Monika Swastyastu (b 1994)
Monika is an independent researcher with a background in cultural anthropology. Her research covers topics such as identity, food security,foodways, ethical consumption, and green capitalism. She has a particular interest in food anthropology. Additionally, Monika is a self-taught cook who explores various flavors and recipes. Recently, she has been interested in developing wine with local fruits under her own label. She also has experience in the food and beverage business.

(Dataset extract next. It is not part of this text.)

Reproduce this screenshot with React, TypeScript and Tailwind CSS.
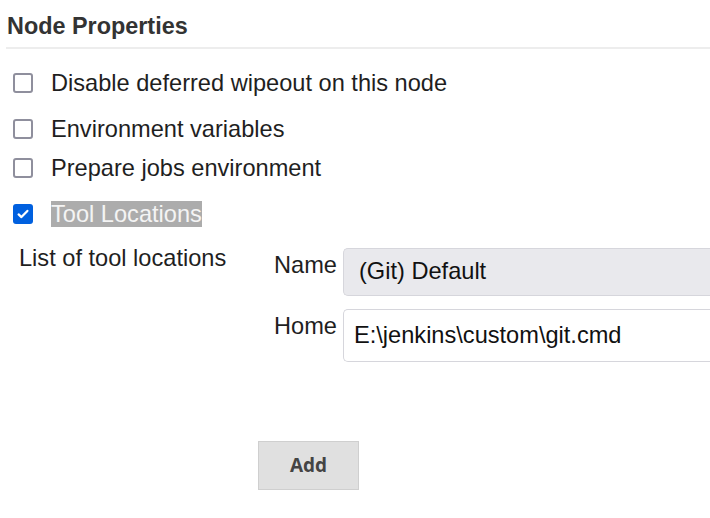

Monika Swastyastu (b 1994)
Monika adalah seorang peneliti independen dengan latar belakang antropologi budaya. Penelitiannya mencakup topik-topik seperti identitas, ketahanan pangan, kebiasaan makan, konsumsi etis, dan kapitalisme hijau. Ia memiliki minat khusus dalam antropologi pangan dan juga eksplorasi metodologi penelitian. Selain itu, Monika adalah seorang juru masak otodidak yang mengeksplorasi berbagai rasa dan resep. Baru-baru ini, ia tertarik mengembangkan wine dengan buah-buahan lokal di bawah labelnya sendiri. Ia juga memiliki pengalaman dalam bisnis makanan dan minuman.

Khairunnisa (b.1991)
Khairunnisa (Nisa) is an independent researcher and art worker. She co-founded Bakudapan Food Study Group after she graduated from the Cultural Anthropology Department at Gadjah Mada University. She is currently an active member in Struggles for Sovereignty. Through her experience working in collectives, she gained interest in experimenting with research practices and learning methods. Nisa’s ongoing research interests are care and domestic works, solidarity and knowledge production which she actively exercises in her practice personally and collectively.

Khairunnisa (b.1991)
Khairunnisa (Nisa) adalah seorang peneliti independen dan pekerja seni. Dia mendirikan Bakudapan Food Study Group bersama seorang teman setelah menyelesaikan jenjang sarjana di Antropologi Budaya, Universitas Gadjah Mada. Saat ini dia juga aktif sebagai anggota dari Struggles for Sovereignty. Sebagai seorang peneliti, Nisa memiliki ketertarikan dalam kerja domestik dan perawatan, solidaritas, dan pertukaran pengetahuan yang dia kembangkan baik secara personal maupun bersama kolektif.

Shilfina Putri Widatama (b. 1998)
Shilfina is currently involved in a range of communication work, from research-based artistic projects and project management to campaign and advocacy strategizing. Her practice mainly focuses on climate justice advocacy, with additional specialization in issues of energy sovereignty and development, gender, and ecology. Her analytical approach is influenced by her undergraduate study of philosophy at Universitas Gadjah Mada. She believes in the strength of collectivity and often contributes to the creation of illustrations, graphic design, and copywriting in her practice.

Shilfina Putri Widatama (b. 1998)
Saat ini Shilfina terlibat dalam berbagai kerja-kerja komunikasi, mulai dari proyek artistik berbasis penelitian, manajemen proyek hingga perencanaan kampanye dan advokasi. Kesehariannya yang berkutat dalam advokasi keadilan iklim juga memiliki fokus penekanan pada isu-isu kedaulatan energi serta pembangunan, gender, dan ekologi. Pendekatannya yang analitis juga dipengaruhi oleh studi sarjananya yaitu Ilmu Filsafat di Universitas Gadjah Mada. Shilfina percaya pada kekuatan kolektivitas dan sering berkontribusi dalam pembuatan ilustrasi, desain grafis, dan penulisan naskah dalam praktiknya.

Esty Wika Silva (b. 1994)
Silva is interested in issues related to the environment and daily activism, delving into emotions, psychology, and collective awareness that are interconnected in the everyday relationships between communities and individuals as a reflection, and using embroidery as an artistic medium to document and reflect the process. Silva is also interested in exploring textile waste management from her embroidery production for various needs such as crafting and slow fashion in small-scale. Apart from that, she works as a commissioned illustrator, writes fiction, and explores music culture and independent publishing

Esty Wika Silva (b. 1994)
Silva tertarik dengan isu-isu yang bersinggungan dengan lingkungan dan aktivisme sehari-hari, mendalami emosi, psikologi dan kesadaran kolektif yang saling terhubung dalam relasi sehari-hari antar komunitas dan individu sebagai refleksinya, dan menggunakan pendekatan artistik media sulam untuk mencatat proses tersebut. Silva juga tertarik mendalami pengolahan limbah tekstil dari proses produksi sulamnya untuk berbagai kebutuhan seperti slow fashion dan crafting dalam skala kecil. Selain itu, ia juga bekerja sebagai ilustrator komisi, menulis fiksi, mengeksplorasi kultur musik dan terbitan mandiri.